Read through the data and report every line in which the word "components" occurs.

****************************************

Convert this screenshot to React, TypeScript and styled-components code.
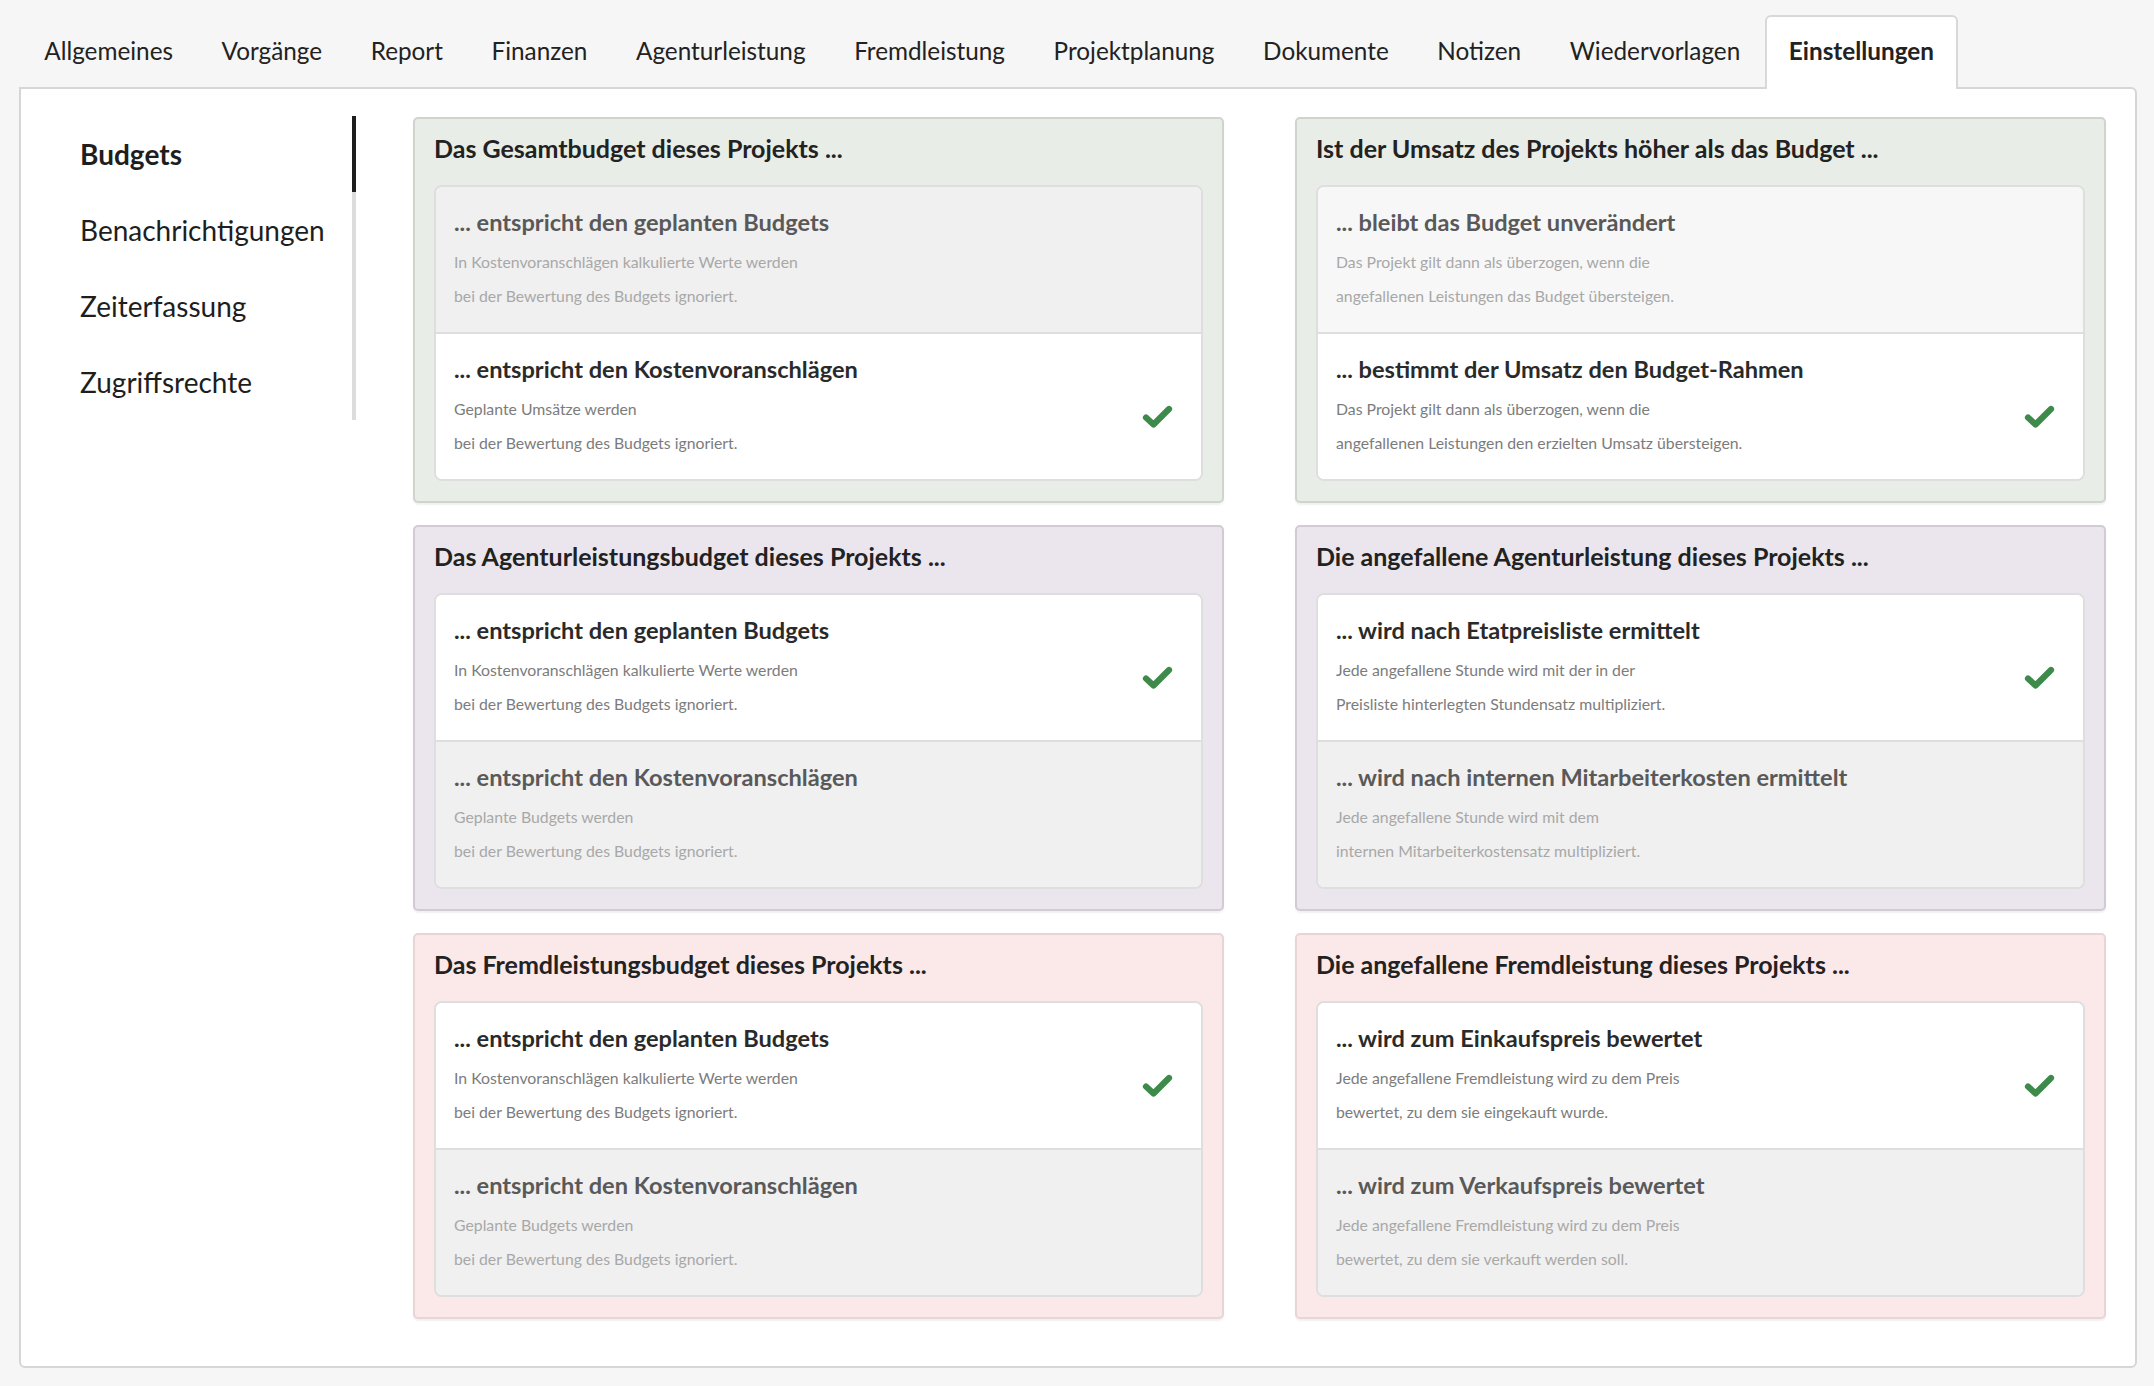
import styled, { createGlobalStyle } from "styled-components";

const GlobalStyle = createGlobalStyle`
    body {
        margin: 0;
        background-color: #f6f6f6;
        font-family: Lato, "Open Sans", sans-serif;
        color: #222;
    }
`;

type Tone = "green" | "purple" | "red";

const tones: Record<Tone, { bg: string; border: string }> = {
    green: { bg: "#e9ede7", border: "#cfd4cd" },
    purple: { bg: "#ebe6ed", border: "#d2cbd6" },
    red: { bg: "#fbe8e8", border: "#e8d5d5" },
};

const Page = styled.div`
    display: flex;
    flex-direction: column;
    min-height: 1386px;
    box-sizing: border-box;
    padding-bottom: 18px;
`;

const TabBar = styled.div`
    display: flex;
    align-items: flex-end;
    padding: 15px 17px 0 20px;
`;

const Tab = styled.div<{ $active?: boolean }>`
    position: relative;
    z-index: 2;
    margin-bottom: -2px;
    padding: 20px 22.3px 24px;
    font-size: 24.3px;
    line-height: 28px;
    font-weight: ${(p) => (p.$active ? 700 : 400)};
    color: #222;
    border: 2px solid ${(p) => (p.$active ? "#d8d8d8" : "transparent")};
    border-bottom: none;
    border-radius: 6px 6px 0 0;
    background-color: ${(p) => (p.$active ? "white" : "transparent")};
    white-space: nowrap;
`;

const Frame = styled.div`
    display: flex;
    align-items: flex-start;
    margin: 0 17px 0 19px;
    padding: 28px 29px 47px 0;
    background-color: white;
    border: 2px solid #d6d6d6;
    border-radius: 0 6px 6px 6px;
`;

const SideNav = styled.nav`
    width: 331px;
    flex-shrink: 0;
    margin-top: -1px;
    margin-right: 57px;
    border-right: 4px solid #dcdcdc;
`;

const NavItem = styled.div<{ $active?: boolean }>`
    margin-right: -4px;
    padding-left: 59px;
    font-size: 28px;
    line-height: 76px;
    font-weight: ${(p) => (p.$active ? 700 : 400)};
    color: #1e1e1e;
    border-right: 4px solid ${(p) => (p.$active ? "#1e1e1e" : "transparent")};
`;

const Grid = styled.div`
    flex: 1;
    display: grid;
    grid-template-columns: 1fr 1fr;
    column-gap: 71px;
    row-gap: 22px;
`;

const Panel = styled.section<{ $tone: Tone }>`
    padding: 0 19px 20px;
    background-color: ${(p) => tones[p.$tone].bg};
    border: 2px solid ${(p) => tones[p.$tone].border};
    border-radius: 5px;
    box-shadow: 0 2px 2px rgba(0, 0, 0, 0.06);
`;

const PanelTitle = styled.h2`
    margin: 0;
    padding: 14px 0 22px;
    font-size: 25px;
    line-height: 30px;
    font-weight: 700;
    color: #222;
`;

const Card = styled.div`
    background-color: white;
    border: 2px solid #dedede;
    border-radius: 8px;
    overflow: hidden;
`;

const Option = styled.div<{ $selected?: boolean; $hover?: boolean }>`
    display: flex;
    align-items: center;
    height: 145px;
    box-sizing: border-box;
    padding: 21px 28px 20px 18px;
    background-color: ${(p) => (p.$selected ? "white" : p.$hover ? "#f7f7f7" : "#f0f0f0")};

    & + & {
        border-top: 2px solid #dedede;
        height: 147px;
    }
`;

const OptionBody = styled.div`
    flex: 1;
`;

const OptionTitle = styled.div<{ $selected?: boolean }>`
    font-size: 23.6px;
    line-height: 28px;
    font-weight: 700;
    color: ${(p) => (p.$selected ? "#2a2a2a" : "#595959")};
    margin-bottom: 9px;
`;

const OptionText = styled.div<{ $selected?: boolean }>`
    font-size: 15.8px;
    line-height: 34px;
    color: ${(p) => (p.$selected ? "#7c7c7c" : "#a8a8a8")};
`;

const Check = styled.svg`
    width: 31px;
    height: 23px;
    margin-top: 19px;
    flex-shrink: 0;
`;

type OptionData = { title: string; lines: string[]; selected?: boolean; hover?: boolean };
type PanelData = { tone: Tone; title: string; options: OptionData[] };

const geplant = ["In Kostenvoranschlägen kalkulierte Werte werden", "bei der Bewertung des Budgets ignoriert."];
const budgetsIgnoriert = ["Geplante Budgets werden", "bei der Bewertung des Budgets ignoriert."];

const panels: PanelData[] = [
    {
        tone: "green",
        title: "Das Gesamtbudget dieses Projekts ...",
        options: [
            { title: "... entspricht den geplanten Budgets", lines: geplant },
            {
                title: "... entspricht den Kostenvoranschlägen",
                lines: ["Geplante Umsätze werden", "bei der Bewertung des Budgets ignoriert."],
                selected: true,
            },
        ],
    },
    {
        tone: "green",
        title: "Ist der Umsatz des Projekts höher als das Budget ...",
        options: [
            {
                title: "... bleibt das Budget unverändert",
                lines: ["Das Projekt gilt dann als überzogen, wenn die", "angefallenen Leistungen das Budget übersteigen."],
                hover: true,
            },
            {
                title: "... bestimmt der Umsatz den Budget-Rahmen",
                lines: ["Das Projekt gilt dann als überzogen, wenn die", "angefallenen Leistungen den erzielten Umsatz übersteigen."],
                selected: true,
            },
        ],
    },
    {
        tone: "purple",
        title: "Das Agenturleistungsbudget dieses Projekts ...",
        options: [
            { title: "... entspricht den geplanten Budgets", lines: geplant, selected: true },
            { title: "... entspricht den Kostenvoranschlägen", lines: budgetsIgnoriert },
        ],
    },
    {
        tone: "purple",
        title: "Die angefallene Agenturleistung dieses Projekts ...",
        options: [
            {
                title: "... wird nach Etatpreisliste ermittelt",
                lines: ["Jede angefallene Stunde wird mit der in der", "Preisliste hinterlegten Stundensatz multipliziert."],
                selected: true,
            },
            {
                title: "... wird nach internen Mitarbeiterkosten ermittelt",
                lines: ["Jede angefallene Stunde wird mit dem", "internen Mitarbeiterkostensatz multipliziert."],
            },
        ],
    },
    {
        tone: "red",
        title: "Das Fremdleistungsbudget dieses Projekts ...",
        options: [
            { title: "... entspricht den geplanten Budgets", lines: geplant, selected: true },
            { title: "... entspricht den Kostenvoranschlägen", lines: budgetsIgnoriert },
        ],
    },
    {
        tone: "red",
        title: "Die angefallene Fremdleistung dieses Projekts ...",
        options: [
            {
                title: "... wird zum Einkaufspreis bewertet",
                lines: ["Jede angefallene Fremdleistung wird zu dem Preis", "bewertet, zu dem sie eingekauft wurde."],
                selected: true,
            },
            {
                title: "... wird zum Verkaufspreis bewertet",
                lines: ["Jede angefallene Fremdleistung wird zu dem Preis", "bewertet, zu dem sie verkauft werden soll."],
            },
        ],
    },
];

const tabs = [
    "Allgemeines",
    "Vorgänge",
    "Report",
    "Finanzen",
    "Agenturleistung",
    "Fremdleistung",
    "Projektplanung",
    "Dokumente",
    "Notizen",
    "Wiedervorlagen",
    "Einstellungen",
];

const navItems = ["Budgets", "Benachrichtigungen", "Zeiterfassung", "Zugriffsrechte"];

const CheckMark = () => (
    <Check viewBox="0 0 31 23">
        <polyline
            points="4,12.5 11.5,19.5 27,4"
            fill="none"
            stroke="#3e8a4a"
            strokeWidth="6.2"
            strokeLinecap="round"
            strokeLinejoin="round"
        />
    </Check>
);

const App = () => {
    return (
        <Page>
            <GlobalStyle />
            <TabBar>
                {tabs.map((t) => (
                    <Tab key={t} $active={t === "Einstellungen"}>
                        {t}
                    </Tab>
                ))}
            </TabBar>
            <Frame>
                <SideNav>
                    {navItems.map((n, i) => (
                        <NavItem key={n} $active={i === 0}>
                            {n}
                        </NavItem>
                    ))}
                </SideNav>
                <Grid>
                    {panels.map((panel) => (
                        <Panel key={panel.title} $tone={panel.tone}>
                            <PanelTitle>{panel.title}</PanelTitle>
                            <Card>
                                {panel.options.map((opt) => (
                                    <Option key={opt.title} $selected={opt.selected} $hover={opt.hover}>
                                        <OptionBody>
                                            <OptionTitle $selected={opt.selected}>{opt.title}</OptionTitle>
                                            {opt.lines.map((l) => (
                                                <OptionText key={l} $selected={opt.selected}>
                                                    {l}
                                                </OptionText>
                                            ))}
                                        </OptionBody>
                                        {opt.selected && <CheckMark />}
                                    </Option>
                                ))}
                            </Card>
                        </Panel>
                    ))}
                </Grid>
            </Frame>
        </Page>
    );
};

export default App;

****************************************

**Expected answer**:
Convert this screenshot to React, TypeScript and styled-components code.
import styled, { createGlobalStyle } from "styled-components";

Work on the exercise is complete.